Friday, August 21, 2009

A Smattering of Really Random Inconsequential Things I Did and Ate This Week

So... it's summer vacation here. Well, for Gift and at the moment, for me as well. Which, means one thing: boredom. I'm starting to figure out that just because I up and move halfway around the world , doesn’t mean that I’m going to be any less bored than I was at home. Seriously. The only difference here is that I sweat when while downloading music. (Yikes. I suddenly have this picture in my mind that I will actually turn into Bridget Jones, but a smaller, more pathetic version, because they would have thrown me in jail for illegally downloading Enrique Iglasias songs. Sigh. Then I wouldn’t be singing 'Like A Virgin' to my cell mates, but instead a very horrid rendition of 'The Ping Pong Song'….)

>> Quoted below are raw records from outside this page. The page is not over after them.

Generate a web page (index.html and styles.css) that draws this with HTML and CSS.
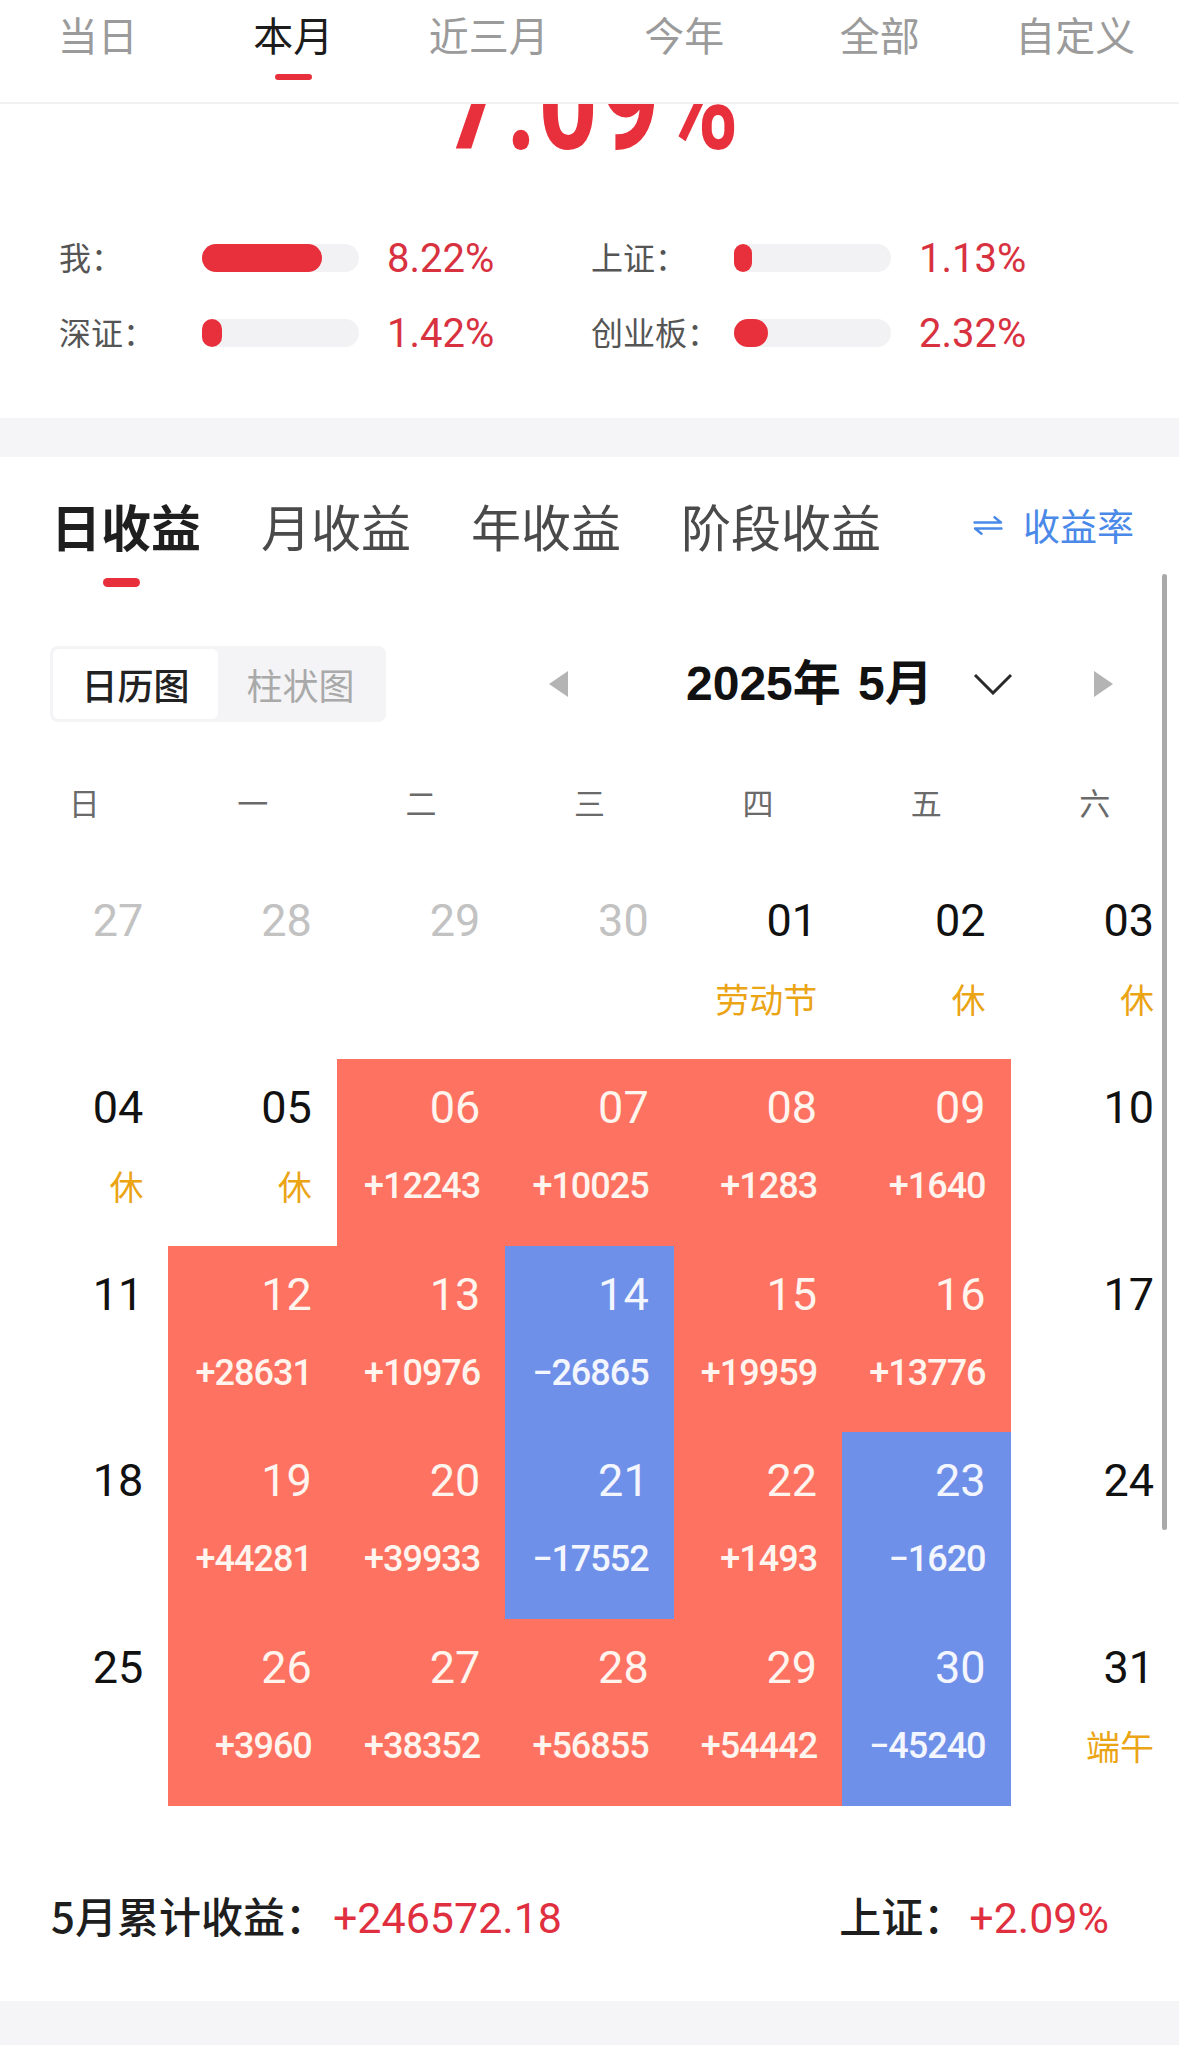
FILE: index.html
```html
<!DOCTYPE html>
<html lang="zh-CN">
<head>
<meta charset="utf-8">
<title>收益日历</title>
<link rel="stylesheet" href="styles.css">
</head>
<body>
<div class="page">
  <header class="topbar">
    <div class="period">当日</div>
    <div class="period active">本月<span class="period-line"></span></div>
    <div class="period">近三月</div>
    <div class="period">今年</div>
    <div class="period">全部</div>
    <div class="period">自定义</div>
  </header>

  <div class="hero"><div class="hero-num">7.09%</div></div>

  <section class="stats">
    <div class="stat"><span class="stat-label">我：</span><span class="track"><span class="fill" style="width:120px"></span></span><span class="stat-pct">8.22%</span></div>
    <div class="stat"><span class="stat-label">上证：</span><span class="track"><span class="fill" style="width:18px"></span></span><span class="stat-pct">1.13%</span></div>
    <div class="stat"><span class="stat-label">深证：</span><span class="track"><span class="fill" style="width:20px"></span></span><span class="stat-pct">1.42%</span></div>
    <div class="stat"><span class="stat-label">创业板：</span><span class="track"><span class="fill" style="width:34px"></span></span><span class="stat-pct">2.32%</span></div>
  </section>

  <div class="band"></div>

  <section class="profit">
    <div class="ptabs">
      <div class="ptab active">日收益<span class="ptab-line"></span></div>
      <div class="ptab">月收益</div>
      <div class="ptab">年收益</div>
      <div class="ptab">阶段收益</div>
      <div class="rate">
        <svg class="rate-icon" width="30" height="19" viewBox="0 0 30 19"><path d="M1.5 6.5 H28 L21.5 1.2" fill="none" stroke="#4a89e8" stroke-width="2.4" stroke-linecap="round" stroke-linejoin="round"/><path d="M28.5 12.5 H2 L8.5 17.8" fill="none" stroke="#4a89e8" stroke-width="2.4" stroke-linecap="round" stroke-linejoin="round"/></svg>
        <span>收益率</span>
      </div>
    </div>

    <div class="controls">
      <div class="seg">
        <div class="seg-item active">日历图</div>
        <div class="seg-item">柱状图</div>
      </div>
      <span class="tri tri-left"></span>
      <span class="month">2025年 5月</span>
      <svg class="chev" width="40" height="22" viewBox="0 0 40 22"><polyline points="2,2 20,20 38,2" fill="none" stroke="#2a2a2a" stroke-width="3"/></svg>
      <span class="tri tri-right"></span>
    </div>

    <div class="weekdays">
      <span>日</span><span>一</span><span>二</span><span>三</span><span>四</span><span>五</span><span>六</span>
    </div>

    <div class="cal">
      <div class="cell muted"><div class="d">27</div></div>
      <div class="cell muted"><div class="d">28</div></div>
      <div class="cell muted"><div class="d">29</div></div>
      <div class="cell muted"><div class="d">30</div></div>
      <div class="cell"><div class="d">01</div><div class="h">劳动节</div></div>
      <div class="cell"><div class="d">02</div><div class="h">休</div></div>
      <div class="cell"><div class="d">03</div><div class="h">休</div></div>

      <div class="cell"><div class="d">04</div><div class="h">休</div></div>
      <div class="cell"><div class="d">05</div><div class="h">休</div></div>
      <div class="cell up"><div class="d">06</div><div class="v">+12243</div></div>
      <div class="cell up"><div class="d">07</div><div class="v">+10025</div></div>
      <div class="cell up"><div class="d">08</div><div class="v">+1283</div></div>
      <div class="cell up"><div class="d">09</div><div class="v">+1640</div></div>
      <div class="cell"><div class="d">10</div></div>

      <div class="cell"><div class="d">11</div></div>
      <div class="cell up"><div class="d">12</div><div class="v">+28631</div></div>
      <div class="cell up"><div class="d">13</div><div class="v">+10976</div></div>
      <div class="cell down"><div class="d">14</div><div class="v">−26865</div></div>
      <div class="cell up"><div class="d">15</div><div class="v">+19959</div></div>
      <div class="cell up"><div class="d">16</div><div class="v">+13776</div></div>
      <div class="cell"><div class="d">17</div></div>

      <div class="cell"><div class="d">18</div></div>
      <div class="cell up"><div class="d">19</div><div class="v">+44281</div></div>
      <div class="cell up"><div class="d">20</div><div class="v">+39933</div></div>
      <div class="cell down"><div class="d">21</div><div class="v">−17552</div></div>
      <div class="cell up"><div class="d">22</div><div class="v">+1493</div></div>
      <div class="cell down"><div class="d">23</div><div class="v">−1620</div></div>
      <div class="cell"><div class="d">24</div></div>

      <div class="cell"><div class="d">25</div></div>
      <div class="cell up"><div class="d">26</div><div class="v">+3960</div></div>
      <div class="cell up"><div class="d">27</div><div class="v">+38352</div></div>
      <div class="cell up"><div class="d">28</div><div class="v">+56855</div></div>
      <div class="cell up"><div class="d">29</div><div class="v">+54442</div></div>
      <div class="cell down"><div class="d">30</div><div class="v">−45240</div></div>
      <div class="cell"><div class="d">31</div><div class="h">端午</div></div>
    </div>

    <div class="summary">
      <div class="sum-left"><span class="sum-label">5月累计收益：</span><span class="sum-val">+246572.18</span></div>
      <div class="sum-right"><span class="sum-label">上证：</span><span class="sum-val">+2.09%</span></div>
    </div>
  </section>

  <div class="band band-bottom"></div>

  <div class="scrollbar"></div>
</div>
</body>
</html>
```

FILE: styles.css
```css
* { box-sizing: border-box; }
html, body { margin: 0; padding: 0; background: #fff; }
body {
  font-family: "Noto Sans CJK SC", "Noto Sans", sans-serif;
  color: #222;
  overflow: hidden;
}
.page {
  position: relative;
  width: 1179px;
  height: 2045px;
  overflow: hidden;
}

/* top period tabs */
.topbar {
  display: grid;
  grid-template-columns: repeat(6, 195.5px);
  height: 104px;
  border-bottom: 2px solid #f1f1f3;
}
.period {
  display: flex;
  flex-direction: column;
  align-items: center;
  padding-top: 14px;
  font-size: 40px;
  line-height: 40px;
  color: #9b9b9b;
}
.period.active { color: #1c1c1c; }
.period-line {
  display: block;
  width: 37px;
  height: 6px;
  margin-top: 20px;
  border-radius: 3px;
  background: #e8303c;
}

/* clipped hero value */
.hero {
  height: 48px;
  overflow: hidden;
  display: flex;
  justify-content: center;
}
.hero-num {
  margin-top: -42px;
  font-family: Roboto, "Liberation Sans", sans-serif;
  font-weight: 700;
  font-size: 104px;
  line-height: 104px;
  color: #e8303c;
  padding-left: 6px;
  letter-spacing: 2px;
  transform: scaleY(1.32);
  transform-origin: 50% 88px;
}

/* comparison bars */
.stats {
  display: grid;
  grid-template-columns: 532px auto;
  row-gap: 35px;
  padding: 0 0 65px 59px;
  margin-top: 86px;
}
.stat {
  display: flex;
  align-items: center;
  height: 40px;
}
.stat-label {
  width: 143px;
  font-size: 32px;
  line-height: 40px;
  color: #555;
  margin-top: -4px;
}
.track {
  position: relative;
  display: block;
  width: 157px;
  height: 28px;
  border-radius: 14px;
  background: #f2f2f4;
}
.fill {
  display: block;
  height: 28px;
  border-radius: 14px;
  background: #e8303c;
}
.stat-pct {
  margin-left: 28px;
  font-family: Roboto, "Liberation Sans", sans-serif;
  font-size: 40px;
  color: #d8313f;
}

.band {
  height: 39px;
  background: #f5f5f7;
}

/* profit tabs */
.ptabs {
  display: flex;
  align-items: flex-start;
  padding: 43px 45px 0 51px;
}
.ptab {
  display: flex;
  flex-direction: column;
  align-items: center;
  margin-right: 60px;
  font-size: 50px;
  line-height: 50px;
  color: #4a4a4a;
}
.ptab.active {
  font-weight: 700;
  color: #1f1f1f;
}
.ptab-line {
  display: block;
  width: 37px;
  height: 9px;
  margin-top: 28px;
  margin-right: 10px;
  border-radius: 5px;
  background: #e8303c;
}
.rate {
  margin-left: auto;
  display: flex;
  align-items: center;
  height: 50px;
  font-size: 37px;
  color: #4a89e8;
}
.rate-icon { margin-right: 20px; }

/* calendar controls */
.controls {
  display: flex;
  align-items: center;
  margin-top: 59px;
  padding-left: 50px;
  height: 76px;
}
.seg {
  display: flex;
  padding: 3px;
  border-radius: 8px;
  background: #f4f4f6;
}
.seg-item {
  width: 165px;
  height: 70px;
  line-height: 70px;
  text-align: center;
  font-size: 36px;
  color: #a9a9a9;
  border-radius: 6px;
}
.seg-item.active {
  background: #fff;
  color: #222;
  font-weight: 500;
}
.tri {
  display: block;
  width: 0;
  height: 0;
  border-top: 13px solid transparent;
  border-bottom: 13px solid transparent;
}
.tri-left {
  margin-left: 163px;
  border-right: 19px solid #b4b4b4;
}
.tri-right {
  margin-left: 81px;
  border-left: 19px solid #b4b4b4;
}
.month {
  margin-left: 118px;
  font-family: "Liberation Sans", "Noto Sans CJK SC", sans-serif;
  font-weight: 700;
  font-size: 48px;
  line-height: 60px;
  color: #111;
  word-spacing: 4px;
}
.chev { margin-left: 40px; }

.weekdays {
  display: grid;
  grid-template-columns: repeat(7, 1fr);
  margin-top: 50px;
  height: 60px;
  line-height: 60px;
  text-align: center;
  font-size: 31px;
  color: #6a6a6a;
}

.cal {
  display: grid;
  grid-template-columns: repeat(7, 1fr);
  grid-auto-rows: 186.8px;
  margin-top: 40px;
}
.cell {
  padding: 24px 25px 0 0;
  text-align: right;
  color: #111;
}
.cell.muted { color: #c2c2c2; }
.cell.up { background: #fe7262; color: #fff5ee; }
.cell.down { background: #6f90e8; color: #f4f6ff; }
.d {
  font-family: Roboto, "Liberation Sans", sans-serif;
  font-size: 45px;
  line-height: 50px;
}
.v {
  margin-top: 28px;
  font-family: Roboto, "Liberation Sans", sans-serif;
  font-weight: 500;
  font-size: 36px;
  line-height: 50px;
  letter-spacing: -1px;
}
.h {
  margin-top: 28px;
  font-size: 34px;
  line-height: 50px;
  color: #eaa414;
}

/* summary */
.summary {
  display: flex;
  justify-content: space-between;
  align-items: center;
  margin-top: 84px;
  padding: 0 70px 0 51px;
  height: 50px;
}
.sum-label {
  font-size: 42px;
  font-weight: 500;
  color: #1e1e1e;
}
.sum-val {
  font-family: Roboto, "Liberation Sans", sans-serif;
  font-size: 43px;
  color: #e0303f;
}
.sum-left .sum-val { margin-left: 6px; }
.sum-right .sum-val { margin-left: 4px; }

.band-bottom {
  margin-top: 61px;
  height: 60px;
}

.scrollbar {
  position: absolute;
  left: 1162px;
  top: 574px;
  width: 5px;
  height: 956px;
  border-radius: 3px;
  background: #a9a9a9;
}
```
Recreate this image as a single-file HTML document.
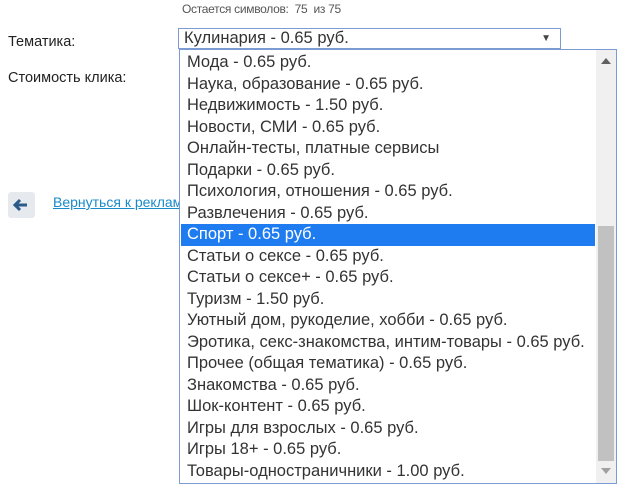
<!DOCTYPE html>
<html><head><meta charset="utf-8"><style>
body{margin:0;width:620px;height:493px;background:#fff;position:relative;overflow:hidden;font-family:"Liberation Sans",Arial,sans-serif;}
.a{position:absolute;white-space:nowrap}
.lbl{font-size:14.5px;color:#222}
#sel{left:178px;top:28px;width:383px;height:21px;border:1px solid #7a9cd3;box-sizing:border-box;background:#fff;font-size:16.5px;color:#333;padding-left:5px;line-height:19px}
#list{left:179px;top:49px;width:438px;height:435px;border:1px solid #7a9cd3;box-sizing:border-box;background:#fff}
.it{position:absolute;left:1px;width:414px;height:21.5px;font-size:16.5px;line-height:21px;color:#333;padding-left:6px;box-sizing:border-box}
.it.s{background:#1e7cf0;color:#fff}
#sb{position:absolute;right:0;top:0;width:20px;height:433px;background:#f0f0f0}
#th{position:absolute;left:2px;top:176px;width:16px;height:235px;background:#c1c1c1}
</style></head><body>
<div class="a" style="left:182px;top:2px;font-size:12px;color:#555;letter-spacing:-0.3px">Остается символов:&nbsp; 75 &nbsp;из 75</div>
<div class="a lbl" style="left:8px;top:34px">Тематика:</div>
<div class="a lbl" style="left:8px;top:70px">Стоимость клика:</div>
<div class="a" style="left:8px;top:192px;width:27px;height:26px;background:#e6eaee;border-radius:3px"></div>
<svg class="a" style="left:12px;top:196px" width="18" height="18" viewBox="0 0 18 18"><path d="M3 9H15M8 4L3 9L8 14" stroke="#2c5a8a" stroke-width="3" fill="none"/></svg>
<div class="a" style="left:53px;top:194px;font-size:14px;color:#1a8ac9;text-decoration:underline">Вернуться к рекламным</div>
<div class="a" id="sel">Кулинария - 0.65 руб.<span style="position:absolute;right:9px;top:0;font-size:10px;color:#444">▼</span></div>
<div class="a" id="list">
<div class="it" style="top:2px">Мода - 0.65 руб.</div>
<div class="it" style="top:23.5px">Наука, образование - 0.65 руб.</div>
<div class="it" style="top:45px">Недвижимость - 1.50 руб.</div>
<div class="it" style="top:66.5px">Новости, СМИ - 0.65 руб.</div>
<div class="it" style="top:88px">Онлайн-тесты, платные сервисы</div>
<div class="it" style="top:109.5px">Подарки - 0.65 руб.</div>
<div class="it" style="top:131px">Психология, отношения - 0.65 руб.</div>
<div class="it" style="top:152.5px">Развлечения - 0.65 руб.</div>
<div class="it s" style="top:174px">Спорт - 0.65 руб.</div>
<div class="it" style="top:195.5px">Статьи о сексе - 0.65 руб.</div>
<div class="it" style="top:217px">Статьи о сексе+ - 0.65 руб.</div>
<div class="it" style="top:238.5px">Туризм - 1.50 руб.</div>
<div class="it" style="top:260px">Уютный дом, рукоделие, хобби - 0.65 руб.</div>
<div class="it" style="top:281.5px">Эротика, секс-знакомства, интим-товары - 0.65 руб.</div>
<div class="it" style="top:303px">Прочее (общая тематика) - 0.65 руб.</div>
<div class="it" style="top:324.5px">Знакомства - 0.65 руб.</div>
<div class="it" style="top:346px">Шок-контент - 0.65 руб.</div>
<div class="it" style="top:367.5px">Игры для взрослых - 0.65 руб.</div>
<div class="it" style="top:389px">Игры 18+ - 0.65 руб.</div>
<div class="it" style="top:410.5px">Товары-одностраничники - 1.00 руб.</div>
<div id="sb"><div id="th"></div>
<svg style="position:absolute;left:5px;top:8px" width="10" height="6"><path d="M0 6L5 0L10 6Z" fill="#606060"/></svg>
<svg style="position:absolute;left:5px;top:418px" width="10" height="6"><path d="M0 0L5 6L10 0Z" fill="#a0a0a0"/></svg>
</div>
</div>
</body></html>
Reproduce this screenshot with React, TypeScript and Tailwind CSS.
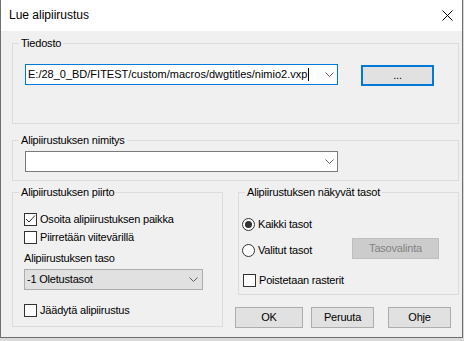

Anyhoo, I have been so bored in fact, that I have read enough Harry Potter Fan Fiction (HPFF, as we die-hards fondly call it) to fill all the World Encyclopedias and then some. I really don’t think I’ve ever read this much in my entire life. And it’s not even credible. I spend so much time looking at my computer screen, that when I finally close my eyes to go to sleep late, late, LATE into the night, it’s just as bright behind my eyelids as it was looking at the actual monitor. It’s really starting to effect me. I don’t even connect with any of the characters or the storylines anymore. I just read a chapter. Click. Read another chapter. Click. Get pissed because the author hasn’t updated and angrily click away to find another equally mind-numbing story. The only good ones, I have found, are written by British People (on my second day here, we were talking about nationalities, and I made a comment about “The British People” which caused the host family to burst into a fit of giggles…) so it’s logical that I am starting to talk like one. I catch myself muttering things like “blimey” and “bleeding” and “sodding” as I walk back and forth between the kitchen and my room, and I really won’t be surprised, when, in a few days, I’ll plunk down to watch a few minutes of P’king’s Thai TV series, and turn to him and gush, “Gosh. Isn’t he a dish?” DISH?? What kind of complement IS that?? “Wow, yeah, that dish is great, but I much prefer the bowl over there… Oh, you’re a fork sort of person?” Blimey. (Gah. There I go again. I wasn’t even planning that one. It just sort of typed itself out.) I finally realized on Tuesday though, just how truly pathetic it is that I mope about, reading these silly stories. I got so bored that I started reading the reviews of the chapters when I noticed that one of the reviewers wrote something to the effect of, “I laughed out loud at that part, and risked waking my sleeping daughter in the next room…” AAAAHHHH. Next thing you know, I’ll be 80 years old, sneaking away from BINGO night, to hide from my caretaker in my handicap bathroom so that I can catch up on a few precious “chappies” of the new Sirius/OC story. Sigh. I really need to find a new hobby.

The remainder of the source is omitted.